Although there is not much of an archive of before 1996/1995 (it's lost)



There's not much from the 90s at all really. While some stuff is there, most of the stuff I remember from the 90s isn't on archive.org and probably nowhere else, except maybe in someones old hard drives or floppy disks at the bottom of a drawer.


The main geocities-alike web host I used around IIRC 1998-2001 is just gone, as far as I can tell. I think it was called spree.com. The spaces were intended to be used by some kind of sales affiliates, I think, but were de facto just little ad-free (unlike other hosts) web spaces with a decent amount of storage (a few MB, I think?). I wasn't the only one just using it as free web hosting.

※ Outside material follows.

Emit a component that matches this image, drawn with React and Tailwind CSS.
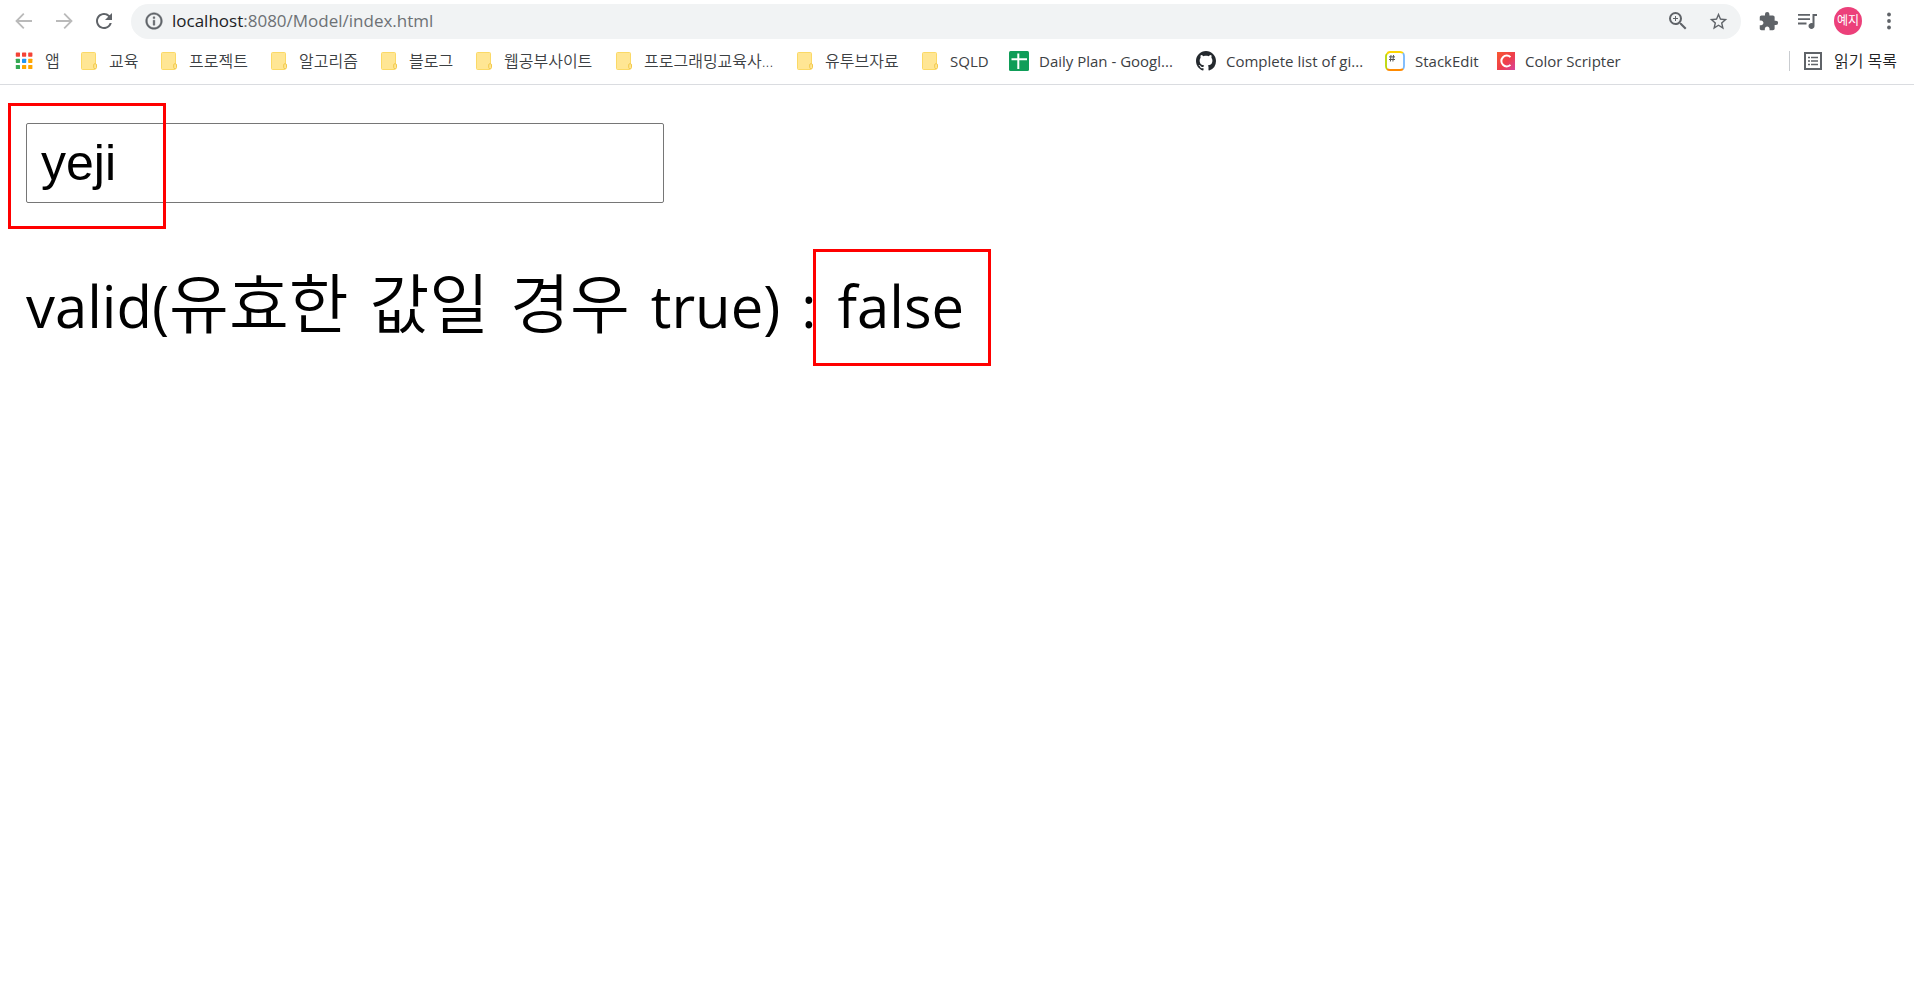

I've tried a couple times, and can find no record of the service ever having existed, let alone any of the content that was on it (mine, or any other).


Do you think this might be related? If it is, you seem to have gotten the name right!

http://www.4degreez.com/popupsmustdie/solutions/spree.htm


Yep, that page has to be about the same site.


Something from that era that was also published in the form of CD has been archived, fortunately.

http://cd.textfiles.com/directory.html


Thanks, that's a great resource.


if somebody has some 90s webpages in their drawer: Please reach out to archive.org ;)


Before that it was 20 years of BBS content that is sadly mostly lost.


And Usenet is pretty fragmentary as well and, even among what was preserved, I don't know how accessible what archives there are as they went via Dejanews and then Google Groups.

Of course, there's also a huge amount of information about companies, products, news, etc. that was largely never in electronic form and--where it didn't just get tossed in the trash in the wake of some corporate buyout--is in the stacks of some library someplace.


> I don't know how accessible what archives there are as they went via Dejanews and then Google Groups.

And unfortunately Google has starting blocking some groups because of too much spam (that to some extent probably was enabled by Google itself in the first place), and unfortunately that means that the archives of those groups (pre-dating the current spam deluge) are inaccessible, too.


There's definitely a lot lost from the era of personal home pages.